• EXERCISE: Check every line of the data below for the string "component", and copy the ones that hold it.

• RECORDED INFORMATION:
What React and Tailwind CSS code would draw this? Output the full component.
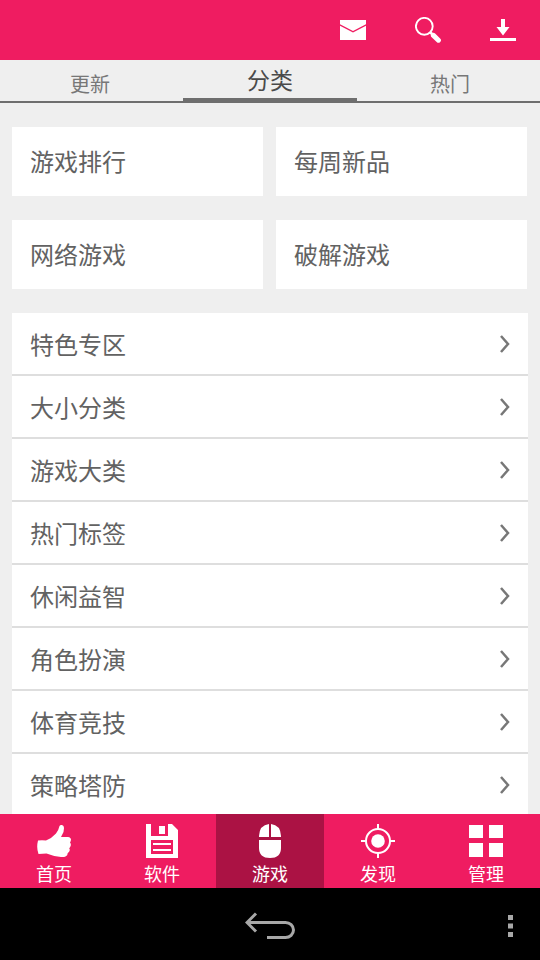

---

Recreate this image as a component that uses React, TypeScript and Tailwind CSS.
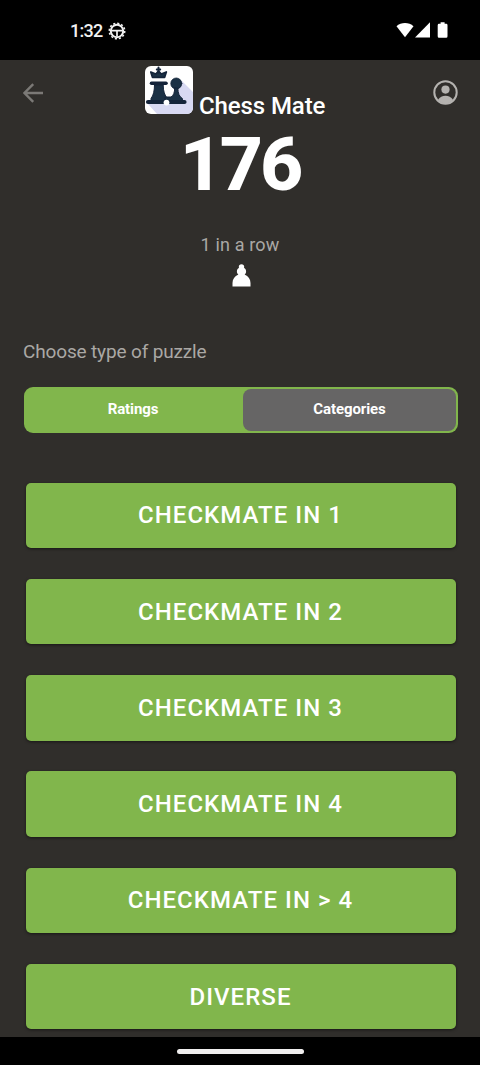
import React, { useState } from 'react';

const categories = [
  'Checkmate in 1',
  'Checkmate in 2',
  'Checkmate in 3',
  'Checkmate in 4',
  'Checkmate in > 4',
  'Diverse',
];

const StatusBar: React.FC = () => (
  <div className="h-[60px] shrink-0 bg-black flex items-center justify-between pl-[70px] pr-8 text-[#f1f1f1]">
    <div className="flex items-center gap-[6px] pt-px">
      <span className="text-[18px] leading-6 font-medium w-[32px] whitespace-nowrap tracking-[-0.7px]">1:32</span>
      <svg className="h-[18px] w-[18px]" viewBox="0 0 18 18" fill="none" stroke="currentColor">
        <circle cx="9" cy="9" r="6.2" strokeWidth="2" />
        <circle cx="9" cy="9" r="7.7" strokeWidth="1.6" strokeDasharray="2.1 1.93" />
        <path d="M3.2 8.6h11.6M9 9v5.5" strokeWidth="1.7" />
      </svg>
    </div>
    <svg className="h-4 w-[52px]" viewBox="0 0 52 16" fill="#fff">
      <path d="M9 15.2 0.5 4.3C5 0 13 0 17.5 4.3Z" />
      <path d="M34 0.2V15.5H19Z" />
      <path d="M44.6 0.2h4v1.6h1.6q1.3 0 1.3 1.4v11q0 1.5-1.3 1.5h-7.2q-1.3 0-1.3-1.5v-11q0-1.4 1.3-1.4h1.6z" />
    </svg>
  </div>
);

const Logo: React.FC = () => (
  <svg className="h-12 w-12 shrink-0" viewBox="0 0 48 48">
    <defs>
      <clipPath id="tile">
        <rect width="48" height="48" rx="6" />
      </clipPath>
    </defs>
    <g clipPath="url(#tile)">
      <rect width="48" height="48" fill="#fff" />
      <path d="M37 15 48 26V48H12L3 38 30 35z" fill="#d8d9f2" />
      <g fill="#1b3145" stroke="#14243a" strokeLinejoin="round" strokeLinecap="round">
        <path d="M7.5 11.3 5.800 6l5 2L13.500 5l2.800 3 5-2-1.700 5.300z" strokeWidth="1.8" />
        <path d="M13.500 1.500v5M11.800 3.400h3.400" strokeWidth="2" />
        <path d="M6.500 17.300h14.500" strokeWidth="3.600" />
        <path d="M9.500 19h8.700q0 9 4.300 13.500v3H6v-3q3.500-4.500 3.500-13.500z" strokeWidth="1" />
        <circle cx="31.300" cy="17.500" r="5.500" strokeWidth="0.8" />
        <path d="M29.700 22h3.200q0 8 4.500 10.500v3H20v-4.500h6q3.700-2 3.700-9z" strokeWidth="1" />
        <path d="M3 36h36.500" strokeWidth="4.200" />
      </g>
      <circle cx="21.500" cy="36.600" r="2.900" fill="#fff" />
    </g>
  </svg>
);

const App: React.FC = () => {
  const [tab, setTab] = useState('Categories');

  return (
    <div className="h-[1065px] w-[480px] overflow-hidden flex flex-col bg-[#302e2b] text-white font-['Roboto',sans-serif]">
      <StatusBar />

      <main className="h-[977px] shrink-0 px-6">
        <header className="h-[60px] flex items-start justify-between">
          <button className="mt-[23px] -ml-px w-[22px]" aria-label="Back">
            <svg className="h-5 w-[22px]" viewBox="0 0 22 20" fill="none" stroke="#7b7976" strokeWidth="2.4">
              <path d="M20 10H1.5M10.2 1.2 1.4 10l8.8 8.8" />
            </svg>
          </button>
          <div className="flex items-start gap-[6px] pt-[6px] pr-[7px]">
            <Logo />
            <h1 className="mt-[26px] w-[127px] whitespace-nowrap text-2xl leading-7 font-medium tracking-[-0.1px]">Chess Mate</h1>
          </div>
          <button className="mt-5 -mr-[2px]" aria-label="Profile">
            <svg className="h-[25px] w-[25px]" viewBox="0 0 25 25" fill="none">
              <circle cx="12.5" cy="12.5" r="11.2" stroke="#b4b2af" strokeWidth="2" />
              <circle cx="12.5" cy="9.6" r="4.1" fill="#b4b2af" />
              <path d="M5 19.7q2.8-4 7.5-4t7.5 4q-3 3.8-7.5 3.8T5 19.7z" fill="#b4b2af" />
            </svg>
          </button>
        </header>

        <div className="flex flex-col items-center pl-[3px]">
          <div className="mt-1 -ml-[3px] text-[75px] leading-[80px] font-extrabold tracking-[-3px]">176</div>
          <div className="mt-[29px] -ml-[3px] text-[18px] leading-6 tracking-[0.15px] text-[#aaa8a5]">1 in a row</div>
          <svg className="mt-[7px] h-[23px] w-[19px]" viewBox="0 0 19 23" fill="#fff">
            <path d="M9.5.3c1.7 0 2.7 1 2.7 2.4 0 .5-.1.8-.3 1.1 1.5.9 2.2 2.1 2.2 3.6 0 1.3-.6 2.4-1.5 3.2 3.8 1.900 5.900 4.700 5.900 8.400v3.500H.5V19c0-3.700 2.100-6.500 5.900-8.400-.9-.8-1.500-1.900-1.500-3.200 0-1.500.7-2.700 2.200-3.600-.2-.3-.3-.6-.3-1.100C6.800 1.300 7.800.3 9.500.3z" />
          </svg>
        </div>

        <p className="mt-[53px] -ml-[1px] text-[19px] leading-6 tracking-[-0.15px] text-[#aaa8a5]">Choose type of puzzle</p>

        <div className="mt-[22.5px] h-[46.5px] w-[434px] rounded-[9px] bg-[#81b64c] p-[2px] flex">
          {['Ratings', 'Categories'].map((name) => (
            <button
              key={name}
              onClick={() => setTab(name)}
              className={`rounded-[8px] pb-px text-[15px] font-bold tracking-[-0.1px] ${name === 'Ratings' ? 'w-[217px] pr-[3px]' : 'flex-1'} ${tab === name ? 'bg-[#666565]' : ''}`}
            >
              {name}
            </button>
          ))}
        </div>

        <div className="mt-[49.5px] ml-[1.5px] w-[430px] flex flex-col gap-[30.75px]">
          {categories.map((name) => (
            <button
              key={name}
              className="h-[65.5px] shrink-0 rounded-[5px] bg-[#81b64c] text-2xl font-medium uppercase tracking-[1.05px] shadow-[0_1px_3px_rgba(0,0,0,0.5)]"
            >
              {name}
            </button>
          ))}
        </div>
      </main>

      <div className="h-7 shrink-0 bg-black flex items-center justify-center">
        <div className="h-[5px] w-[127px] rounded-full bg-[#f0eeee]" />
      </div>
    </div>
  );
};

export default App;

• RESULT FOR THIS TASK:
What React and Tailwind CSS code would draw this? Output the full component.
Recreate this image as a component that uses React, TypeScript and Tailwind CSS.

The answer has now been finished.